Poisson d'Avril, le sujet est tout trouvé pour une chronique légère, caustique et de circonstance. Mais le cœur n'y est pas parce que, quelque part dans le monde, des snipers embusqués tirent sur des civils palestiniens sans défense, près de la frontière entre Ghaza et la Palestine occupée. Comme à la foire au tir aux pigeons. Leur seul tort, participer à « la marche du retour ».

16 jeunes Palestiniens sont tombés sous les balles bénies du Temple de Salomon, et les assassins sionistes sont devenus des symboles de la démocratie juive.

Le ton n'est plus à la retenue et le verbe, aussi policé qu'il soit, trébuche sur ces portraits juvéniles, tombés au champ d'honneur. Leur sang mêlé aux larmes maternelles vont irriguer la terre des ancêtres, offerte en guise de soumission par la cupidité des rois arabes aux terroristes hébreux.

Netanyahu félicite les tueurs, portés au rang de héros nationaux, et les pouvoirs arabes continuent à cracher sur la gueule des victimes. La presse parle d'affrontements comme si jeter une pierre contre un mur valait une balle en plein cœur. Les médias étant ce qu'ils sont, il ne faut pas s'étonner de la manipulation basique de l'information. L'heure est grave pas parce que 16 Palestiniens sont morts, c'est parce qu'ils sont morts pour rien. Leur martyr restera dans la mémoire des leurs, puis la mémoire est vacillante comme les certitudes, et l'oubli s'installe car l'histoire ne peut-être écrite par les vaincus.

Certes, on peut la raconter au coin du feu, les longs soirs d'hiver, mais à la fin ce sont les vainqueurs qui rédigent les livres d'histoire. En vouloir à qui ? A personne en particulier. A tout le monde en général. Ce qui se passe à Ghaza, Gaza pour faire in, n'est surtout pas à incomber aux tribuns de notre époque, payés grassement pour répandre la bonne parole. Si les Palestiniens ne sont pas d'accord entre eux, alors pourquoi se soucier de leurs linceuls ? Ce qui fait encore mal, c'est ce silence en écho qui tourne en circuit fermé, que ni l'Occident ni les sables mouvants de l'arabité morbide ne veulent entendre.

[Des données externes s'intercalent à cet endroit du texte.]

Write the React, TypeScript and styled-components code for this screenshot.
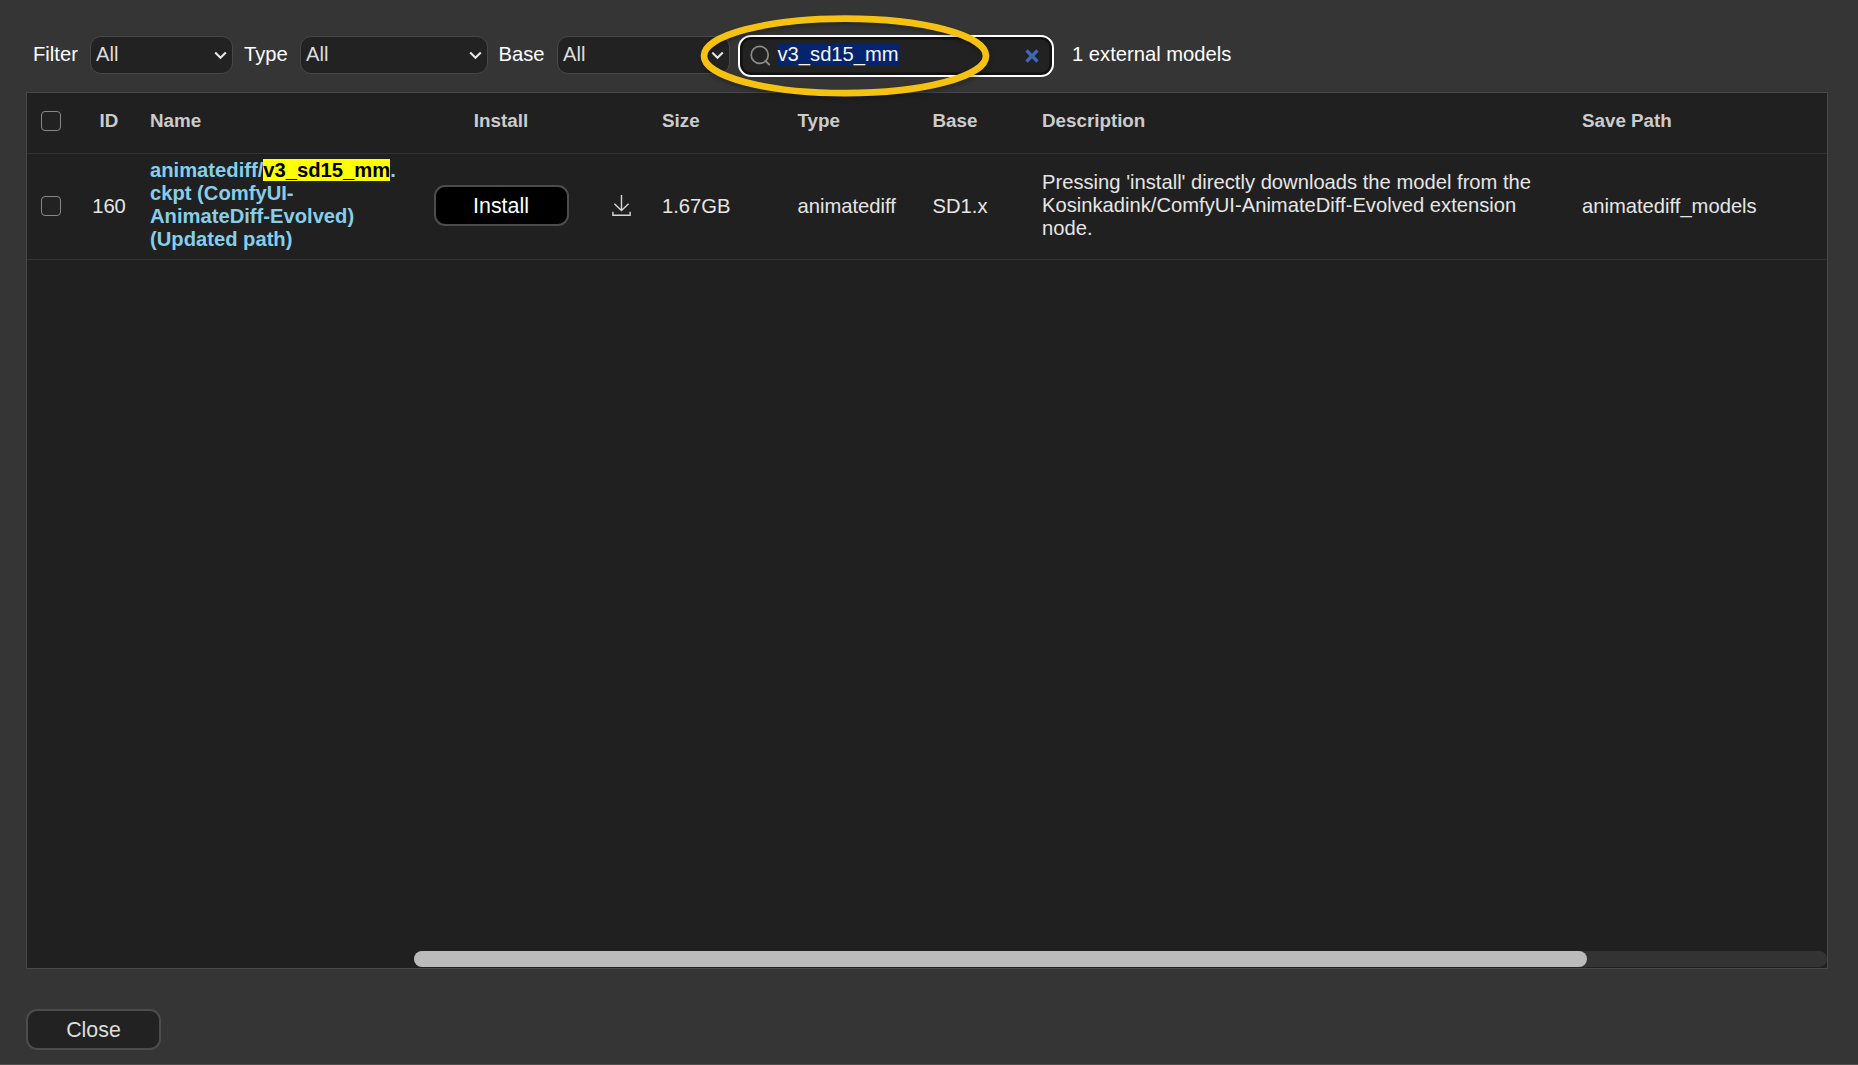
import React from "react";
import styled, { createGlobalStyle, css } from "styled-components";

const GlobalStyle = createGlobalStyle`
  * { box-sizing: border-box; }
  html, body { margin: 0; padding: 0; background: #353535; }
  body { font-family: "Liberation Sans", Arial, sans-serif; overflow: hidden; }
`;

const Dialog = styled.div`
  position: relative;
  display: flex;
  flex-direction: column;
  width: 1858px;
  height: 1065px;
  padding: 35px 30px 0 26px;
  background: #353535;
  border-bottom: 1px solid #505050;
  color: #fff;
  font-size: 20.2px;
  line-height: 23px;
`;

const Toolbar = styled.div`
  display: flex;
  align-items: center;
  height: 42px;
  padding-left: 7px;
  margin-bottom: 15px;
`;

const Label = styled.span<{ $width: number }>`
  width: ${(p) => p.$width}px;
  flex: none;
  padding-bottom: 3px;
  white-space: nowrap;
`;

const Select = styled.div<{ $width: number; $gap: number }>`
  display: flex;
  align-items: center;
  justify-content: space-between;
  flex: none;
  width: ${(p) => p.$width}px;
  height: 38px;
  margin-right: ${(p) => p.$gap}px;
  margin-bottom: 2px;
  padding: 0 5px 1px 5px;
  border: 1px solid #484848;
  border-radius: 11px;
  background: #222;
  color: #ddd;

  svg { margin-top: 2px; }
`;

const SearchBox = styled.div`
  display: flex;
  align-items: center;
  flex: none;
  width: 316px;
  height: 42px;
  margin-right: 18px;
  padding: 0 13px 0 10px;
  border: 2px solid #fff;
  border-radius: 13px;
  background: #222;
  box-shadow: inset 0 0 0 2.5px #111;
`;

const SelectedText = styled.span`
  margin: 0 auto 3px 6.5px;
  background: #05246e;
  color: #f4f4f4;
`;

const Count = styled.span`
  padding-bottom: 3px;
  white-space: nowrap;
`;

const Grid = styled.div`
  display: flex;
  flex-direction: column;
  height: 877px;
  border: 1px solid #484848;
  background: #202020;
`;

const Row = styled.div<{ $header?: boolean }>`
  display: grid;
  grid-template-columns: 48px 68px 271px 174px 67px 135.5px 135px 109.5px 540px 1fr;
  align-items: center;
  height: ${(p) => (p.$header ? 61 : 106)}px;
  border-bottom: 1px solid #323232;
  color: #e6e6e6;
  ${(p) =>
    p.$header &&
    css`
      color: #ccc;
      font-size: 18.8px;
      font-weight: bold;
    `}
`;

const Cell = styled.div<{ $center?: boolean; $lift?: number }>`
  display: flex;
  justify-content: ${(p) => (p.$center ? "center" : "flex-start")};
  padding: 0 ${(p) => (p.$center ? 0 : 13)}px ${(p) => p.$lift ?? 0}px ${(p) => (p.$center ? 0 : 7)}px;
  min-width: 0;
`;

const Checkbox = styled.span`
  width: 20px;
  height: 20px;
  border: 1px solid #888;
  border-radius: 4px;
  background: #222;
`;

const ModelLink = styled.b`
  min-width: 0;
  color: #87ceeb;
`;

const Mark = styled.mark`
  background: #ff0;
  color: #000;
`;

const Button = styled.button<{ $dark?: boolean }>`
  width: 135px;
  height: 41px;
  padding: 1px 0 0;
  border: 2px solid #4c4c4c;
  border-radius: 11px;
  background: ${(p) => (p.$dark ? "#000" : "#222")};
  color: ${(p) => (p.$dark ? "#fff" : "#ddd")};
  font-family: inherit;
  font-size: 21.4px;
`;

const ScrollTrack = styled.div`
  height: 16px;
  margin: auto 0 1px 386.5px;
  border-radius: 8px;
  background: #333;
`;

const ScrollThumb = styled.div`
  width: 1173.5px;
  height: 16px;
  border-radius: 8px;
  background: #bbb;
`;

const Footer = styled.div`
  padding-top: 40px;
`;

const Highlight = styled.svg`
  position: absolute;
  left: 691px;
  top: 6px;
  filter: drop-shadow(1px 3px 2px rgba(0, 0, 0, 0.25));
`;

const Chevron = () => (
  <svg width="13" height="9" viewBox="0 0 13 9" fill="none">
    <path d="M1.2 1.5 6.5 6.8 11.8 1.5" stroke="#e6e6e6" strokeWidth="2.1" />
  </svg>
);

const SearchIcon = () => (
  <svg width="21" height="22" viewBox="0 0 21 22" fill="none" stroke="#8a8a8a" strokeWidth="1.7">
    <circle cx="9.7" cy="9.9" r="8.5" />
    <path d="m15.6 16 3.6 3.6" strokeWidth="2" strokeLinecap="round" />
  </svg>
);

const ClearIcon = () => (
  <svg width="14" height="14" viewBox="0 0 14 14" fill="none">
    <path d="m1.5 1.5 11 11M12.5 1.5l-11 11" stroke="#3c68b4" strokeWidth="3.2" />
  </svg>
);

const DownloadIcon = () => (
  <svg width="20" height="23" viewBox="0 0 20 23" fill="none" stroke="#d6d6d6" strokeWidth="1.4">
    <path d="M9.5 1v15.3M2.4 9.7l7.1 6.8 7.1-6.8" />
    <path d="M.9 17.8v3.4h17.2v-3.4" />
  </svg>
);

const filters = [
  { label: "Filter", labelWidth: 57, width: 143, gap: 11 },
  { label: "Type", labelWidth: 56, width: 188, gap: 10.5 },
  { label: "Base", labelWidth: 58.5, width: 173, gap: 8 },
];

export default function App() {
  return (
    <>
      <GlobalStyle />
      <Dialog>
        <Toolbar>
          {filters.map((f) => (
            <React.Fragment key={f.label}>
              <Label $width={f.labelWidth}>{f.label}</Label>
              <Select $width={f.width} $gap={f.gap}>
                All
                <Chevron />
              </Select>
            </React.Fragment>
          ))}
          <SearchBox>
            <SearchIcon />
            <SelectedText>v3_sd15_mm</SelectedText>
            <ClearIcon />
          </SearchBox>
          <Count>1 external models</Count>
        </Toolbar>

        <Grid>
          <Row $header>
            <Cell $center $lift={4}><Checkbox /></Cell>
            <Cell $center $lift={5}>ID</Cell>
            <Cell $lift={5}>Name</Cell>
            <Cell $center $lift={5}>Install</Cell>
            <Cell />
            <Cell $lift={5}>Size</Cell>
            <Cell $lift={5}>Type</Cell>
            <Cell $lift={5}>Base</Cell>
            <Cell $lift={5}>Description</Cell>
            <Cell $lift={5}>Save Path</Cell>
          </Row>
          <Row>
            <Cell $center $lift={2}><Checkbox /></Cell>
            <Cell $center>160</Cell>
            <Cell $lift={3}>
              <ModelLink>
                animatediff/<Mark>v3_sd15_mm</Mark>.<br />
                ckpt (ComfyUI-<br />
                AnimateDiff-Evolved)<br />
                (Updated path)
              </ModelLink>
            </Cell>
            <Cell $center $lift={2}><Button $dark>Install</Button></Cell>
            <Cell $center $lift={2}><DownloadIcon /></Cell>
            <Cell>1.67GB</Cell>
            <Cell>animatediff</Cell>
            <Cell>SD1.x</Cell>
            <Cell $lift={3}>
              Pressing 'install' directly downloads the model from the Kosinkadink/ComfyUI-AnimateDiff-Evolved extension node.
            </Cell>
            <Cell>animatediff_models</Cell>
          </Row>
          <ScrollTrack>
            <ScrollThumb />
          </ScrollTrack>
        </Grid>

        <Footer>
          <Button>Close</Button>
        </Footer>

        <Highlight width="308" height="100" viewBox="0 0 308 100">
          <ellipse cx="154" cy="49.9" rx="141" ry="37.2" fill="none" stroke="#f6c212" strokeWidth="6.7" />
        </Highlight>
      </Dialog>
    </>
  );
}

On a connu ça en Algérie, la mort en léger différé, en hors eurovision, en mode privé en gros, où la peau d'un arabo-basané ne valait pas mieux que le fait divers d'un chien écrasé dans une résidence de vieux séniles en décrépitude. Mais là-bas, à la frontière entre la vie et la mort, on tire cyniquement sur des jeunes encore en vie et personne n'a le courage de dénoncer ces meurtres en live. Les mots sont parfois, ou souvent, inutiles, et ici ils n'ont aucune importance.